◆ Recorded information:

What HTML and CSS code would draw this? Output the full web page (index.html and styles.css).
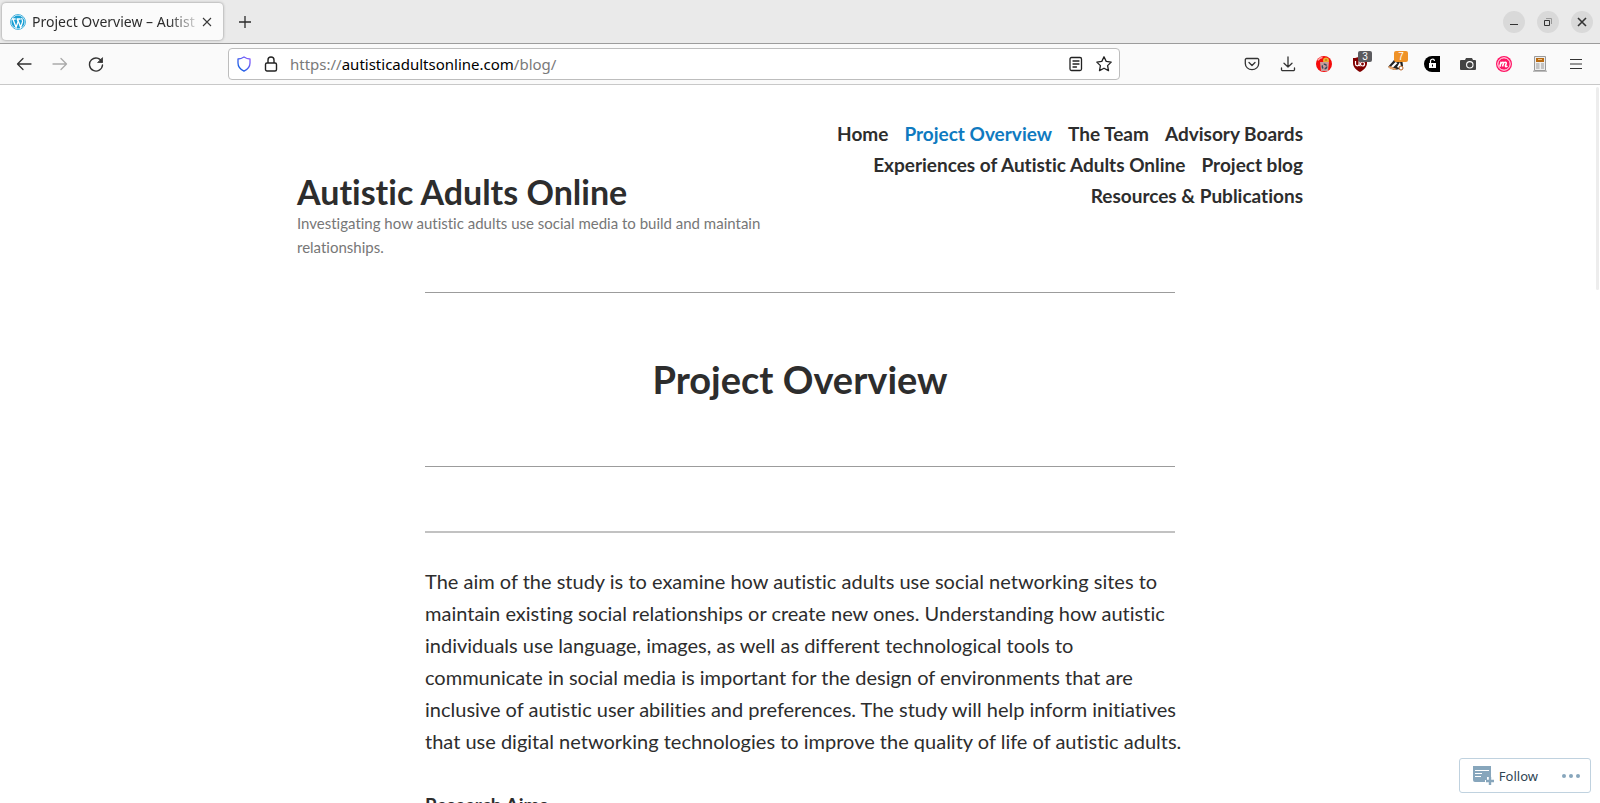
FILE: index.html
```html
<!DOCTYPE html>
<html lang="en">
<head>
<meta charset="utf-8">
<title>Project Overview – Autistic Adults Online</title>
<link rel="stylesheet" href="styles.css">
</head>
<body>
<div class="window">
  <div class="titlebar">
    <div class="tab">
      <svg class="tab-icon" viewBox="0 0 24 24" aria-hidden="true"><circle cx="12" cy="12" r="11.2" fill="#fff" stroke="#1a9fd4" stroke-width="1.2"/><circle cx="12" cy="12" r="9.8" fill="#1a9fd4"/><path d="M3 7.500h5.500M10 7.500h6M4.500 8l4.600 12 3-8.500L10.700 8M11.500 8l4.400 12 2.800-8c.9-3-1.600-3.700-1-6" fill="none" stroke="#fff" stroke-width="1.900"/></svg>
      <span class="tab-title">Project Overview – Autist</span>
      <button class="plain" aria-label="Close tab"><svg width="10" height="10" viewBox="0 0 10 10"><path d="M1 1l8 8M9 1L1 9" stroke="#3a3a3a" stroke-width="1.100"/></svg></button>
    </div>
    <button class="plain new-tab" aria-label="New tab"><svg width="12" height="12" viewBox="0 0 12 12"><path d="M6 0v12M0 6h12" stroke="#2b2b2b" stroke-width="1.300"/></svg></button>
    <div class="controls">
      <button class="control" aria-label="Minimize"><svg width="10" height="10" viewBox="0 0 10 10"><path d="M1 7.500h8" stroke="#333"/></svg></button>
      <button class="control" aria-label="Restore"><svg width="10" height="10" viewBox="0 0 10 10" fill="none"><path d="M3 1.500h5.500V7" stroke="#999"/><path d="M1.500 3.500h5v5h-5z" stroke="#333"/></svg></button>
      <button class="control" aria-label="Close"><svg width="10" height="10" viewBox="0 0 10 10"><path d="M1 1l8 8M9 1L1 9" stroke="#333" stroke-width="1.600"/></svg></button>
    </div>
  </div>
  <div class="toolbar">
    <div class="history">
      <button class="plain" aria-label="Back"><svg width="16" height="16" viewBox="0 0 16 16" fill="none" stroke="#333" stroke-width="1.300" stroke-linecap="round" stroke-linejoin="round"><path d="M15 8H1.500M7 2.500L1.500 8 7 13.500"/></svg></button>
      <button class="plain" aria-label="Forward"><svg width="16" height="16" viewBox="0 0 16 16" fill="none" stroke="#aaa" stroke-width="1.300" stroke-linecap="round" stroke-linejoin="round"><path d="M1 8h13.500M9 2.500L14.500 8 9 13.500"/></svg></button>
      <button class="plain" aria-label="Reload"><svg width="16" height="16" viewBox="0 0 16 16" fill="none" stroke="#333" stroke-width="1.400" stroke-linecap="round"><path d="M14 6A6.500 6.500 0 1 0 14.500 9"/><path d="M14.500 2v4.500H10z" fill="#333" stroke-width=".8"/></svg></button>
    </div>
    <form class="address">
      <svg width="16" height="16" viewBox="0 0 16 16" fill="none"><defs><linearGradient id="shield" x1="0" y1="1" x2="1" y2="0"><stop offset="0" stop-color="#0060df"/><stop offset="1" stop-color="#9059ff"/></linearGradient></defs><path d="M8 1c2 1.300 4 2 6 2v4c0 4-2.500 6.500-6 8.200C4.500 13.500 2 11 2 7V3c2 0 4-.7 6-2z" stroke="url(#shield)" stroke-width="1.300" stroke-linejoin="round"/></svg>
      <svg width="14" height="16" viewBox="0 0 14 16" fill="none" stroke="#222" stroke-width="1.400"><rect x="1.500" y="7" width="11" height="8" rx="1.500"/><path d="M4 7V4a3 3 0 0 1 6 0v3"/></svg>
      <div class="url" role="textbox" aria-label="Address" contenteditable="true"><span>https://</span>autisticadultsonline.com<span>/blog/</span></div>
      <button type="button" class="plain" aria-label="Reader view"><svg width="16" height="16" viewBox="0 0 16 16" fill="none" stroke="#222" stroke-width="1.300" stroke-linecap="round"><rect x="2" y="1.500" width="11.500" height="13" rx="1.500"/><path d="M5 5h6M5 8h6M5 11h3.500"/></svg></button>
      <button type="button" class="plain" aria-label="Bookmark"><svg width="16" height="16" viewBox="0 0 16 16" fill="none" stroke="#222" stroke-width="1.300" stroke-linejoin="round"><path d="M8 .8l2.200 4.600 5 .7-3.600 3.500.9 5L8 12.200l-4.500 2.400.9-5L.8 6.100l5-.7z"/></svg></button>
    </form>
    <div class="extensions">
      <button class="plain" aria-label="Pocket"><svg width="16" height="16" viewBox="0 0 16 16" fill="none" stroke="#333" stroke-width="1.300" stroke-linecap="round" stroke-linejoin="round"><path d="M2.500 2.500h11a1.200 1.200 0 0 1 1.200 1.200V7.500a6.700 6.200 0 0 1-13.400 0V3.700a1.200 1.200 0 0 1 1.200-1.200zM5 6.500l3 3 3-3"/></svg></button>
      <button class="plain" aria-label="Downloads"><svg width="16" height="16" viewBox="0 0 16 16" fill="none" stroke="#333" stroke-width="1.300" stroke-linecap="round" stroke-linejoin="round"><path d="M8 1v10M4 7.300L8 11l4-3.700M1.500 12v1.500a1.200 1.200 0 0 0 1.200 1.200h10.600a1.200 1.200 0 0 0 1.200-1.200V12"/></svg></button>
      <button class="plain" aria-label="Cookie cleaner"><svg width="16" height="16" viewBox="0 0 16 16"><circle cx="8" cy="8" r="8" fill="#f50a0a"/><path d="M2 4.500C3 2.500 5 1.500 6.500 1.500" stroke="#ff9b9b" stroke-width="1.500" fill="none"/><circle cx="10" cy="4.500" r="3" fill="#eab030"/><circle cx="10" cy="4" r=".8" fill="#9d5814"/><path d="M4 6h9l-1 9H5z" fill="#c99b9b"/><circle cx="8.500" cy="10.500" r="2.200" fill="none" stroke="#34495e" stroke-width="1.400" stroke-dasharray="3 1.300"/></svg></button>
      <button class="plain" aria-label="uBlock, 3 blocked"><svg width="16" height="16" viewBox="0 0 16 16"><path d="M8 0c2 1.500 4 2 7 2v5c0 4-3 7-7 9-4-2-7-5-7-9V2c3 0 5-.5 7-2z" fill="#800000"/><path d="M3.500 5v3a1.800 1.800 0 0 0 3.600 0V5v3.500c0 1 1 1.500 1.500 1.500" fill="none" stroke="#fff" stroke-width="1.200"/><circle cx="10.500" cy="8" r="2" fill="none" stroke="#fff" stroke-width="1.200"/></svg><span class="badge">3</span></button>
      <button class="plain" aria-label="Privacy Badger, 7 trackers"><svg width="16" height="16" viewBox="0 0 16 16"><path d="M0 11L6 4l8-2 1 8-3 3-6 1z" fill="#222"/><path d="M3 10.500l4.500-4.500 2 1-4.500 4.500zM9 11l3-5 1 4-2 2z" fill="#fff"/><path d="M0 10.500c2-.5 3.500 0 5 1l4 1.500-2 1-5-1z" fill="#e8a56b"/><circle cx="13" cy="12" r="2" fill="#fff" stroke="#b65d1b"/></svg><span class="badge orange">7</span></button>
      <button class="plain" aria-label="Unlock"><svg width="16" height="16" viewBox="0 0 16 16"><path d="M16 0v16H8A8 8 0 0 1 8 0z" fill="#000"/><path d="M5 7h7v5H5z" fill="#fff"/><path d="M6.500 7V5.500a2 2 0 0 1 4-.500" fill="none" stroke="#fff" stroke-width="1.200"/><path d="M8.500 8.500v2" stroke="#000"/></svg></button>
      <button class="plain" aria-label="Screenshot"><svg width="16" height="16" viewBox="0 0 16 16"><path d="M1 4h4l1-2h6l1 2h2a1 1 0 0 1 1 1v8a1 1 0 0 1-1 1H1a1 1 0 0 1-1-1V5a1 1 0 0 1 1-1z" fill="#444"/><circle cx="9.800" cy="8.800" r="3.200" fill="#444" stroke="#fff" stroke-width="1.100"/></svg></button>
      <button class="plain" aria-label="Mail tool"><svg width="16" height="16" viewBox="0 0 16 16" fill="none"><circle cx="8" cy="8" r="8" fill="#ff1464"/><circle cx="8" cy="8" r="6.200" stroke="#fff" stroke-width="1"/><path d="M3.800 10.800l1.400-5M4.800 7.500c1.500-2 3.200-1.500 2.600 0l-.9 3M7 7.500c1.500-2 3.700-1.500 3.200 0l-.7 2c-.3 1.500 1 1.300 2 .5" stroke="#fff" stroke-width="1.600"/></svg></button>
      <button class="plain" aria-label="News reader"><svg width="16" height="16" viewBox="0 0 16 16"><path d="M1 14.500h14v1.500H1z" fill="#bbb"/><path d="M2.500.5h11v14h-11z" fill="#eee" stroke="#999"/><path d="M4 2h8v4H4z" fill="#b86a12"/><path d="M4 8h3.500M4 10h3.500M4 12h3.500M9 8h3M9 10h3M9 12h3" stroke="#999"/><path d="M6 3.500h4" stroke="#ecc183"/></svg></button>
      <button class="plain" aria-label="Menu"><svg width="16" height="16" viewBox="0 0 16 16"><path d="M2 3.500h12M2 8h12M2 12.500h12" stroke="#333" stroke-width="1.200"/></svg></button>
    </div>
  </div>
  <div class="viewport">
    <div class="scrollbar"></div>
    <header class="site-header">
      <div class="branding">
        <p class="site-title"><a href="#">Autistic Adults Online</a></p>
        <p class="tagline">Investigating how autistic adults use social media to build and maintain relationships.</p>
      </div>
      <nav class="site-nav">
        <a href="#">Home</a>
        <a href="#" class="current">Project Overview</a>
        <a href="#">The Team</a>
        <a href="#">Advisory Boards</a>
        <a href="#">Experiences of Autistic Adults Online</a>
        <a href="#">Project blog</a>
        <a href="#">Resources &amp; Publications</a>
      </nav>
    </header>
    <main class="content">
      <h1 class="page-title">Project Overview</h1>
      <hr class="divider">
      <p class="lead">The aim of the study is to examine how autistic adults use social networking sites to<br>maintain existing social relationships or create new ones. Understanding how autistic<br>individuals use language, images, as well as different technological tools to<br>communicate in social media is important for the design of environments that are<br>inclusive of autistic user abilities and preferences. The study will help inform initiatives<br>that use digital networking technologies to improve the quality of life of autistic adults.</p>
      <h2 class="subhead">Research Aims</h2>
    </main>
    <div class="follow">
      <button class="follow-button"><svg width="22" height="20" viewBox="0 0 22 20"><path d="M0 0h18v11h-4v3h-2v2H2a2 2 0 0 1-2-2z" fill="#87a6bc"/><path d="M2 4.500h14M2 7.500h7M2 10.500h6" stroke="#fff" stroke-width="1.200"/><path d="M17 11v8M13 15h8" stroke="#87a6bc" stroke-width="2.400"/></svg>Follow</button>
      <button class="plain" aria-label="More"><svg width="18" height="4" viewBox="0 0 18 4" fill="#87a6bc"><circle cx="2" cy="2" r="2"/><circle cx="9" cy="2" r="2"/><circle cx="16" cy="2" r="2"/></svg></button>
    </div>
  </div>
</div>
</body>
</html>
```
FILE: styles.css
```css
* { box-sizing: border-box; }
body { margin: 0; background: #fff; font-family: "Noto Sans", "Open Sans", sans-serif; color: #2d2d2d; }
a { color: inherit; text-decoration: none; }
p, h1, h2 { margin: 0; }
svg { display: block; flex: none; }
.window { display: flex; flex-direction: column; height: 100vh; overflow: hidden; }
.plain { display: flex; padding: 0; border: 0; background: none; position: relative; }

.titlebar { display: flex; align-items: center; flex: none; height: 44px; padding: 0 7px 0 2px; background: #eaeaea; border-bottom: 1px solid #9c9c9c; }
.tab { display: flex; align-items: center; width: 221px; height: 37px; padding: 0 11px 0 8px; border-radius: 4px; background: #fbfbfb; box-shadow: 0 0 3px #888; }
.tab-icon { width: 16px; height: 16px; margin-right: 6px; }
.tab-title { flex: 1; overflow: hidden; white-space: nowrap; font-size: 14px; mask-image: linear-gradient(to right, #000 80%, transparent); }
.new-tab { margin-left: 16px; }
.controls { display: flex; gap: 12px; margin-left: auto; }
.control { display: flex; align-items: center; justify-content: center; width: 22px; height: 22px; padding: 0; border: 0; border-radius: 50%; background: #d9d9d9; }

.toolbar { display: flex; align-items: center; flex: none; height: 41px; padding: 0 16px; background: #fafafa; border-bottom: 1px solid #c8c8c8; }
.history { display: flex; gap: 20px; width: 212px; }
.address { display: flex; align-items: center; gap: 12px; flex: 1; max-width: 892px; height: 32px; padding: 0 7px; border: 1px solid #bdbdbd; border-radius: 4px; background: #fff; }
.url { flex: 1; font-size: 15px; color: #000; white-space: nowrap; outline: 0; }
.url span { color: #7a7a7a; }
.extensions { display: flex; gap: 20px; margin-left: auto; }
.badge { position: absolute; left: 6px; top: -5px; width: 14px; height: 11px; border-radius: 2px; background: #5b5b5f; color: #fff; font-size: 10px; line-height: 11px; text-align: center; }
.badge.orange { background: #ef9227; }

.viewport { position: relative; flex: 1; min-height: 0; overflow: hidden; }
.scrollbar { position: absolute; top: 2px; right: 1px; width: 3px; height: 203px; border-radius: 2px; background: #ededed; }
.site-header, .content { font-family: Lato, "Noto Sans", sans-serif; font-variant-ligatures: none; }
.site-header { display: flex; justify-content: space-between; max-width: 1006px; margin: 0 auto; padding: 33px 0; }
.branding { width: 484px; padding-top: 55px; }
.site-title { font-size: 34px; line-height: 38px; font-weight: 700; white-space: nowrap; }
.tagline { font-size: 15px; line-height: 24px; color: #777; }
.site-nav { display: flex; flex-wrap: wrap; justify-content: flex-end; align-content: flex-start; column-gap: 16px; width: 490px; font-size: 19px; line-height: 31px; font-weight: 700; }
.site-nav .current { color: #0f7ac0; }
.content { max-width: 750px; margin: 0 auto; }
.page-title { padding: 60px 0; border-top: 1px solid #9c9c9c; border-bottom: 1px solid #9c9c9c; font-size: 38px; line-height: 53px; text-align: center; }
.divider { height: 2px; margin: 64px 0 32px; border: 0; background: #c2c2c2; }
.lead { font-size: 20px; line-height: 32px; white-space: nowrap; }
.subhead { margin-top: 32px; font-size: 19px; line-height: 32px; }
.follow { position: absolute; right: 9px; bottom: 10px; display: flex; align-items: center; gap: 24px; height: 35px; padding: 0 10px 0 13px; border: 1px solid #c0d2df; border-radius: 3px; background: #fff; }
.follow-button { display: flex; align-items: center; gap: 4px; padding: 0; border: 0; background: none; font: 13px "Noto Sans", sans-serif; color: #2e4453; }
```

◆ Directions: Every line of the listing that holds "styles" should be found and copied.

◆ Output:
What HTML and CSS code would draw this? Output the full web page (index.html and styles.css).
<link rel="stylesheet" href="styles.css">
FILE: styles.css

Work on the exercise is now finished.